On top of that, at that time there was an MU rule that if you were
playing for a West End show you had to pay your deputy 25% in addition
to what you were receiving. As there was a matinee on Wednesday afternoon
and I was being paid rather well for doing West Side Story
and the fee for teaching was going to be less I would be out of pocket.
Some of my friends thought I was crazy.
When I went to Trent Park for the
first time I found I was faced with nine students. They ranged in
standard from near beginners to a couple who had already received
their LRAM – they had been at Music College for three years and had
come to do the one year post-graduate course that would give them
Qualified Teacher Status (QTS). The others were either doing the normal
three year course with music as their main subject or in a few cases
taking subjects other than music – English, History, Maths, etc. –
and just wanted to learn to play better. I managed to keep just a
page ahead of the non-clarinet students as the general principles
of playing all the wind instruments is very similar: breathing, articulation,
moving the fingers in the correct way and so on. I knew the tone they
should produce by virtue of having played with very fine players for
so many years. This was a very steep learning curve for me and, I
am sure, resulted in slower progress for my pupils. My task was not
made any easier by the fact that three hours for nine pupils allowed
me only twenty minutes for each one.
Happily, for me and my pupils, a splendid
man, Philip Pfaff, had just been appointed as the head of the music
department (it was he who invited me to teach there) and there was
also a far-seeing Principal of the college. Within a year or two we
had appointed excellent teachers for each instrument. I continued
to be a visiting lecturer at Trent Park for twenty years and I arranged
a very fine colleague Gordon Lewin to take my place when I had to
be elsewhere. Not only was he a very good clarinettist and saxophone
player but also a very good composer and outstanding arranger, especially
of music for wind ensembles. In fact, he wrote all the exercises and
arranged the tunes I used in my clarinet tutor Play the Clarinet
published in 1969 by Chappell and Co., and still in print after more
than thirty years. It survived the take over of Chappell, when all
compositions that did not sell well enough to pay for the space the
music took up on the shelves were pulped and, finally, after subsequent
take-overs by other ever larger conglomerates, it was rescued and
reprinted by Peters Edition in the late 1980s.
The gamble I took in agreeing to teach
at Trent Park turned out to be a fortunate decision.
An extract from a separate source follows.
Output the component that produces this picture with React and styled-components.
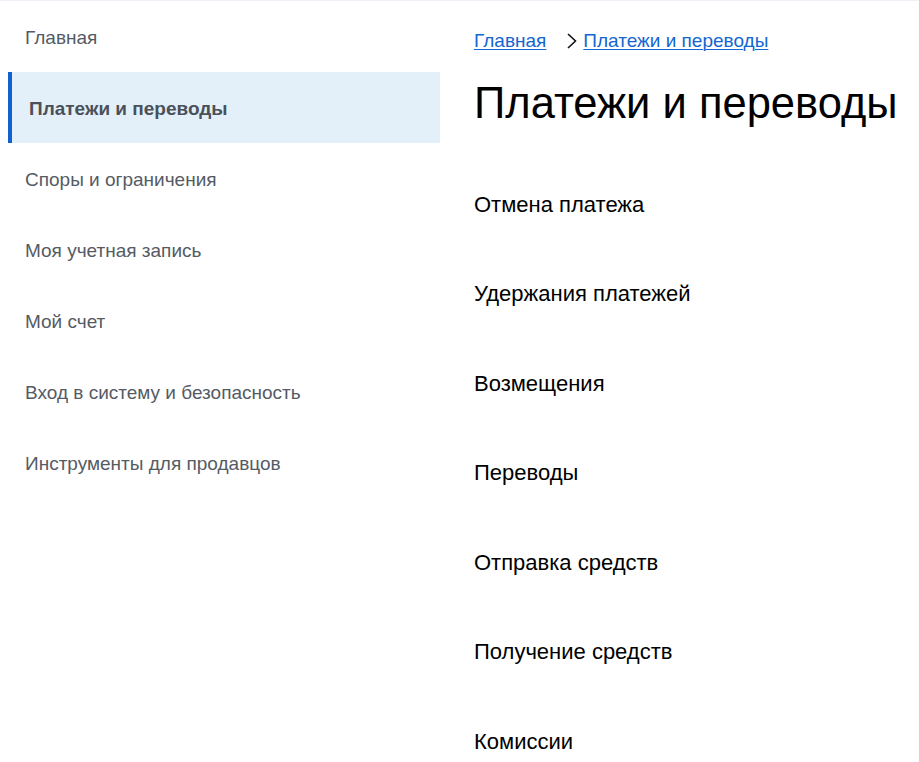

It led to a wonderful
opportunity for me to learn a great deal about teaching in general
and meet some interesting lecturers in a number of other disciplines,
as well as to writing First Tunes and Studies, a tutor published
in 1960 by Schott and Co.. It also prepared me for my future position
as Director of the National Centre for Orchestral Studies.
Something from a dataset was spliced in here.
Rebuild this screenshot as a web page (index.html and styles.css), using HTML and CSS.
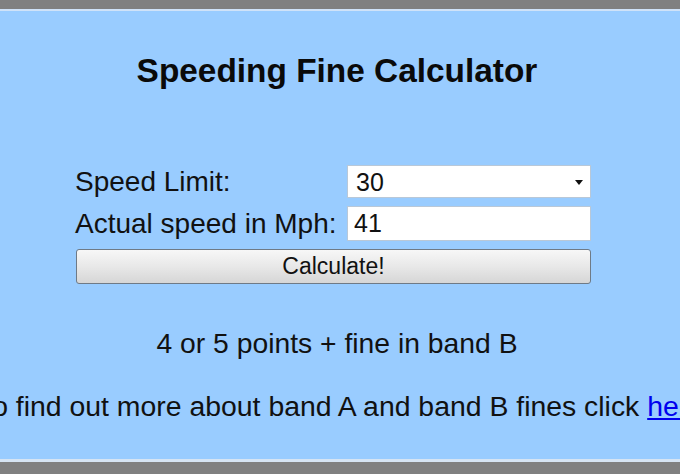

In time it became necessary for anyone
wanting to teach in a state school, primary or secondary, to have
Qualified Teacher Status. It was not and still is not necessary for
those teaching in an Independent (Public) School. The normal route
to QTS is by taking the three year course that leads to a B.Ed. or,
for those who have completed three years at a music college, the one
year course that leads to the Postgraduate Certificate of Education
(PGCE). I had a number of students who were taking the PGCE course,
who were going on to be Peripatetic Instrumental Teachers and rather
more who were taking their B.Ed. which would allow them to teach anything
within the state school system including music, in class or as a peripatetic
instrumental teacher. I did not have QTS, and was therefore not considered
‘qualified’ nor could I teach in a state school. However, I could
teach and examine those who were going to do so. Like myself virtually
all my colleagues in the profession including my fellow professors
at the Royal College of Music, were debarred in the same way. Many
highly qualified musicians who could have been extremely valuable
part-time instrumental teachers were therefore unable to impart their
skill and musical understanding, gained from their experience of working
with fine conductors and soloists; they in their turn were denied
the opportunity for self-examination that teaching others can provide.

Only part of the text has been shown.